For Amirali, the word "activism" is often used to undermine the work of political movements. She argued that while collective political processes bring out a change that is necessary for society, such change is often missed out on individualistic, neo-liberal and capitalist forms of activism.
She went on to add that "activism" is a path that is relatively easy to follow, but political work is a collective process that promotes decisions that are based on dialogue, equality and tolerance.
Amirali stressed the fact that judicial activism is influenced by heroism and decisions are often left to individuals.
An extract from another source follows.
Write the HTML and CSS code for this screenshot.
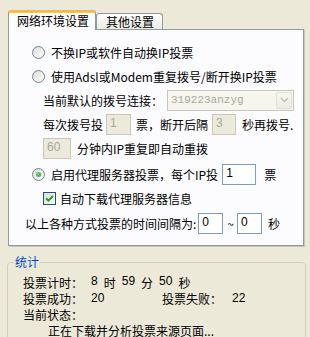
FILE: index.html
```html
<html>
	<head>
		<title>投票设置</title>
		<meta charset="UTF-8">
		<link rel="stylesheet" href="styles.css">
	</head>
	<body>
		<div class="tabs">
			<div class="tab active">网络环境设置</div>
			<div class="tab">其他设置</div>
		</div>
		<div class="panel">
			<div class="row">
				<span class="radio"></span>
				<span class="lbl">不换IP或软件自动换IP投票</span>
			</div>
			<div class="row">
				<span class="radio"></span>
				<span class="lbl">使用Adsl或Modem重复拨号/断开换IP投票</span>
			</div>
			<div class="row sub">
				<span>当前默认的拨号连接：</span>
				<span class="select">
					<span class="select-text">319223anzyg</span>
					<span class="select-btn">
						<svg width="9" height="6" viewBox="0 0 9 6"><path d="M1 1 L4.5 4.5 L8 1" fill="none" stroke="#C6C4B8" stroke-width="1.6"/></svg>
					</span>
				</span>
			</div>
			<div class="row sub">
				<span>每次拨号投</span>
				<span class="field off w25 gap3">1</span>
				<span class="gap5">票，断开后隔</span>
				<span class="field off w24 gap4">3</span>
				<span class="gap6">秒再拨号.</span>
			</div>
			<div class="row sub">
				<span class="field off w28">60</span>
				<span class="gap6">分钟内IP重复即自动重拨</span>
			</div>
			<div class="row proxy">
				<span class="radio on"></span>
				<span class="lbl">启用代理服务器投票，每个IP投</span>
				<span class="field w34 gap4">1</span>
				<span class="gap8">票</span>
			</div>
			<div class="row sub">
				<span class="check">
					<svg width="11" height="11" viewBox="0 0 11 11"><path d="M2 5.2 L4.4 7.6 L9 3" fill="none" stroke="#21A121" stroke-width="2"/></svg>
				</span>
				<span class="lbl">自动下载代理服务器信息</span>
			</div>
			<div class="row interval">
				<span>以上各种方式投票的时间间隔为:</span>
				<span class="field w25 gap2">0</span>
				<span class="gap4">~</span>
				<span class="field w25 gap3">0</span>
				<span class="gap6">秒</span>
			</div>
		</div>

		<fieldset class="stats">
			<legend>统计</legend>
			<div class="stat">
				<span class="key">投票计时：</span>
				<span class="time">
					<span class="num">8</span><span>时</span><span class="num">59</span><span>分</span><span class="num">50</span><span>秒</span>
				</span>
			</div>
			<div class="stat">
				<span class="key">投票成功：</span>
				<span class="num val">20</span>
				<span class="key2">投票失败：</span>
				<span class="num">22</span>
			</div>
			<div class="stat">
				<span class="key">当前状态：</span>
			</div>
			<div class="stat status">正在下载并分析投票来源页面...</div>
		</fieldset>
	</body>
</html>
```

FILE: styles.css
```css
html, body {
	box-sizing: border-box;
	margin: 0;
	padding: 0;
	background-color: #ECE9D8;
	font-family: 'Noto Sans CJK SC', sans-serif;
	font-size: 12px;
	color: #000;
	overflow: hidden;
}

.tabs {
	display: flex;
	align-items: flex-end;
	height: 19px;
	padding: 10px 0 0 8px;
}

.tab {
	box-sizing: border-box;
	height: 16px;
	width: 67px;
	padding-left: 9px;
	line-height: 15px;
	border: 1px solid #919B9C;
	border-bottom: none;
	border-radius: 3px 3px 0 0;
	background: linear-gradient(#FFFFFF, #ECEBE6);
}

.tab.active {
	position: relative;
	z-index: 1;
	height: 20px;
	width: 88px;
	margin-bottom: -1px;
	padding-left: 8px;
	line-height: 17px;
	border-top: 2px solid #F7B64A;
	background: #FCFCFE;
	box-shadow: inset 0 1px 0 #FFC83C;
}

.panel {
	box-sizing: border-box;
	width: 296px;
	height: 217px;
	margin-left: 8px;
	padding-top: 10px;
	border: 1px solid #919B9C;
	background-color: #FCFCFE;
	box-shadow: 1px 1px 0 #C8C5B4;
}

.row {
	display: flex;
	align-items: center;
	height: 24px;
	padding-left: 14px;
	white-space: nowrap;
}

.row.sub {
	padding-left: 34px;
}

.row.proxy {
	margin-top: 2px;
}

.row.interval {
	margin-top: 1px;
	padding-left: 16px;
}

.radio {
	box-sizing: border-box;
	display: flex;
	align-items: center;
	justify-content: center;
	width: 13px;
	height: 13px;
	margin-left: 9px;
	border: 1px solid #6E86A6;
	border-radius: 50%;
	background: linear-gradient(135deg, #DCDBD3, #FFFFFF);
}

.radio.on::after {
	content: '';
	width: 5px;
	height: 5px;
	border-radius: 50%;
	background: radial-gradient(circle at 40% 40%, #7BD67B, #1E9E1E);
}

.check {
	box-sizing: border-box;
	display: flex;
	align-items: center;
	justify-content: center;
	width: 13px;
	height: 13px;
	margin-left: 9px;
	border: 1px solid #1C5180;
	background: linear-gradient(135deg, #DCDBD3, #FFFFFF);
}

.row .lbl {
	margin-left: 6px;
}

.row.sub .check {
	margin-left: 0;
}

.row.sub .check + .lbl {
	margin-left: 4px;
}

.select {
	box-sizing: border-box;
	display: flex;
	align-items: center;
	width: 127px;
	height: 21px;
	margin-left: 4px;
	border: 1px solid #C9C7BA;
	background-color: #F6F5EE;
}

.select-text {
	flex: 1;
	padding-left: 3px;
	font-family: 'Liberation Mono', monospace;
	font-size: 11px;
	color: #ACA899;
}

.select-btn {
	box-sizing: border-box;
	display: flex;
	align-items: center;
	justify-content: center;
	width: 16px;
	height: 17px;
	margin-right: 1px;
	border: 1px solid #E2E0D4;
	border-radius: 2px;
	background: linear-gradient(#F7F6F1, #EDEBE3);
}

.field {
	box-sizing: border-box;
	height: 21px;
	padding-left: 3px;
	border: 1px solid #7F9DB9;
	background-color: #FFFFFF;
	font-family: 'Liberation Sans', sans-serif;
	font-size: 12px;
	line-height: 17px;
}

.field.off {
	border-color: #C9C7BA;
	background-color: #EBEADB;
	color: #ACA899;
}

.w24 { width: 24px; }
.w25 { width: 25px; }
.w28 { width: 28px; }
.w34 { width: 34px; }

.gap2 { margin-left: 2px; }
.gap3 { margin-left: 3px; }
.gap4 { margin-left: 4px; }
.gap5 { margin-left: 5px; }
.gap6 { margin-left: 6px; }
.gap8 { margin-left: 8px; }

.stats {
	box-sizing: border-box;
	width: 299px;
	margin: 8px 0 0 7px;
	padding: 4px 0 10px 6px;
	border: 1px solid #D0D0BF;
	border-radius: 4px;
}

.stats legend {
	padding: 0 1px;
	line-height: 16px;
	color: #0046D5;
}

.stat {
	display: flex;
	align-items: center;
	height: 16px;
	padding-left: 9px;
	white-space: nowrap;
}

.stat .key {
	width: 68px;
}

.stat .val {
	width: 71px;
}

.stat .key2 {
	width: 70px;
}

.time {
	display: flex;
	gap: 6px;
}

.num {
	font-family: 'Liberation Sans', sans-serif;
}

.stat.status {
	padding-left: 34px;
}
```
Individual interpretation of law leads to promote undemocratic culture, she said. "If we want to see fundamental changes in the society, we have to move away from any thoughts of despair or pessimism that have led to non-collective and individualist forms of activism," she said. "We have to come out of our comfort zones and move towards a collective resistance."
According to Siddiqui, when it comes to bringing social change, "we would have to clearly identify what are some of the most pressing issues in the country".
For Siddiqui, militant orthodoxy, political interference of the status quo and lack of representation of disenfranchised communities are major issues. "Militant orthodoxy must never be tolerated, which unfortunately has penetrated into our society", he said.
"Society cannot thrive if our political thinking is dominated by the status quo and representation of all communities is absent," Siddiqui also added.
In her closing remarks, Amirali said, "Politics is the solution to a lot of our problems. The rule of people, rather than rule of law is what we need to move forward."